Dall’altra parte, purtroppo, non si retrocede di un millimetro, anzi si rincara la dose. Il quotidiano El Khabar dà notizia che in un rapporto ufficiale sulle attività dei protestanti rimesso al ministero degli Interni si denuncia la loro «campagna feroce» che ha per oggetto «la società algerina nella sua unità e nella sua religione» e si invitano le autorità a sostenere e valorizzare le moschee e le madrasse, soprattutto in vista della reislamizzazione della Cabilia, la regione abitata da berberi dove l’islam è sempre stato annacquato e la curiosità per altre religioni diffusa. Il rapporto raccomanda di rafforzare i controlli sugli esponenti cristiani che visitano l’Algeria nell’ambito di «programmi all’apparenza culturali» e individua nel 74enne pastore Hugh Johnson, oggi sotto decreto di espulsione, la guida della campagna di proselitismo.
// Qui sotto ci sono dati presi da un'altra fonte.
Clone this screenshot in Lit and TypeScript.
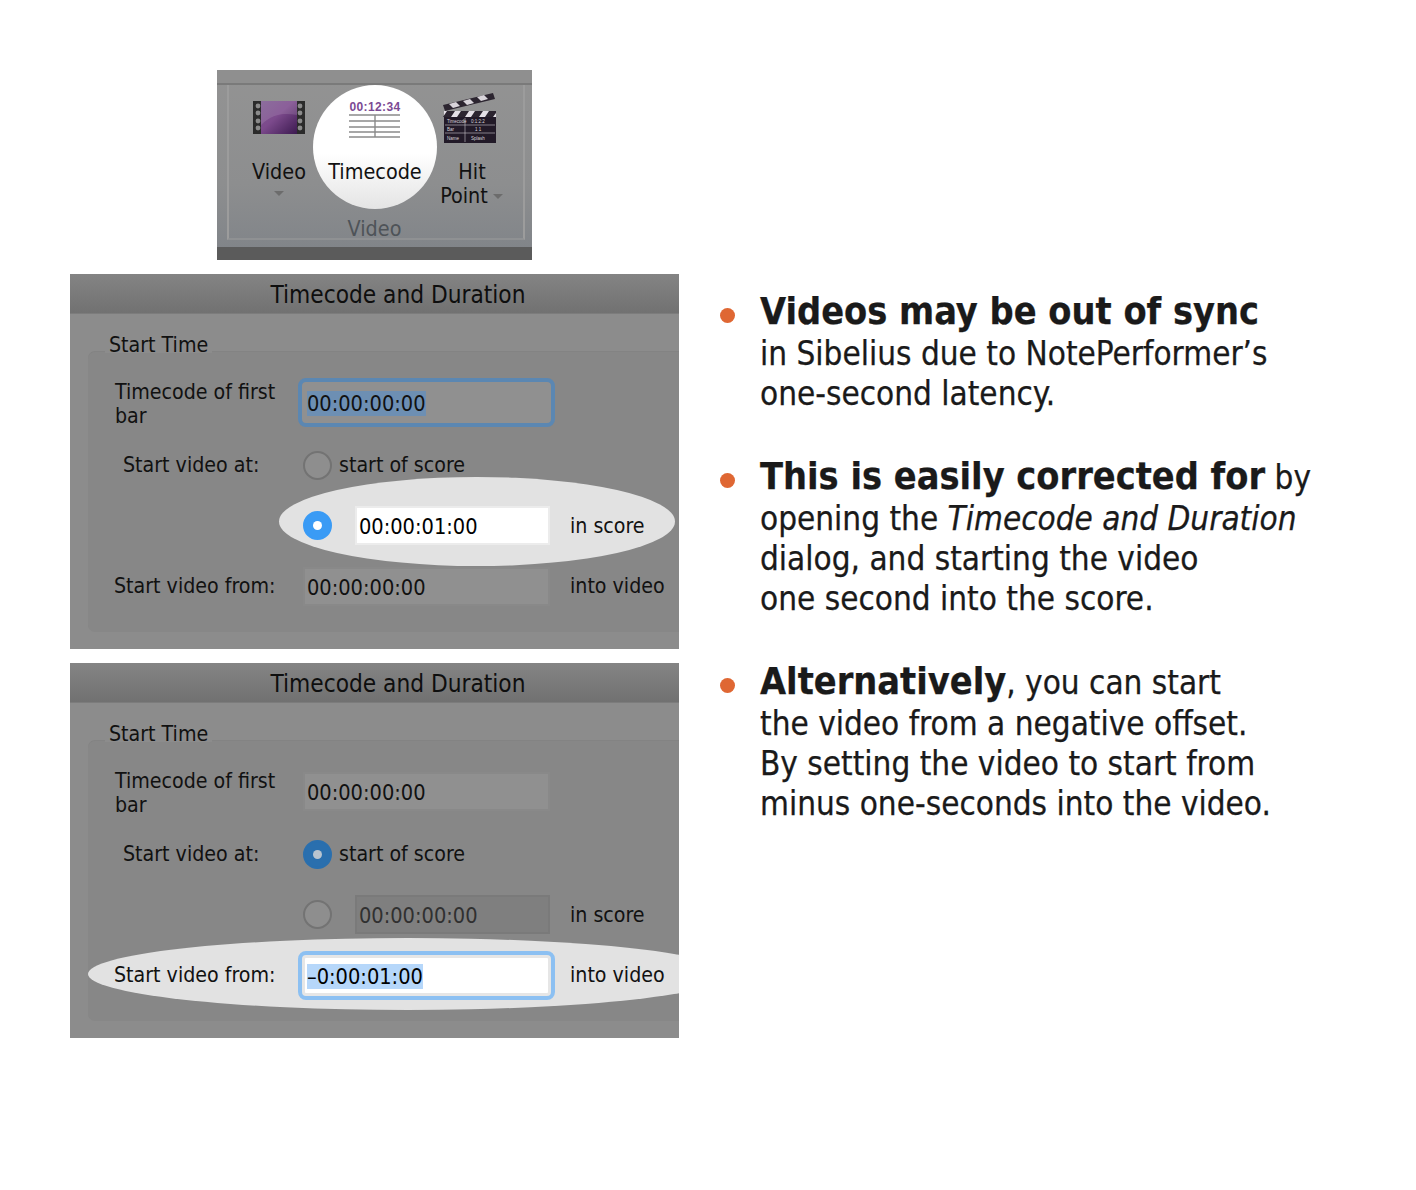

Durante i lavori della nona settimana del Corano ad Algeri molti imam hanno preso la parola per appoggiare il rapporto, in particolare i passaggi dove è scritto che le moschee sono state emarginate dalla lotta contro l’evangelizzazione e che è necessario rifinanziare i capitoli di bilancio a loro destinati. Nella stessa occasione il capo dello Stato ha preso la parola per rievocare la vicenda delle vignette danesi contro Maometto e dichiarare che gli occidentali che conducono campagne contro il Profeta soffrono disturbi psichiatrici, e perciò dovrebbero fare ricorso al Corano, prima della fine del XXI secolo, per risolvere i propri problemi.
Le rimostranze di Teissier
Persino la gerarchia cattolica dell’Algeria, che aveva preso le distanze dall’intervento di Benedetto XVI a Ratisbona e da sempre è filogovernativa, ha indirizzato una lettera di protesta al ministro degli Affari religiosi per le molestie subite. Per tutta risposta il presidente dell’Alto consiglio islamico, massima istituzione musulmana algerina, ha sminuito la protesta dicendo che «le contestazioni sollevate dall’arcivescovo di Algeri monsignor Henri Teissier obbediscono agli orientamenti del Vaticano» e che non è possibile alcun dialogo interreligioso quando «guerre senza pietà sono condotte dall’Occidente contro palestinesi, iracheni e afghani».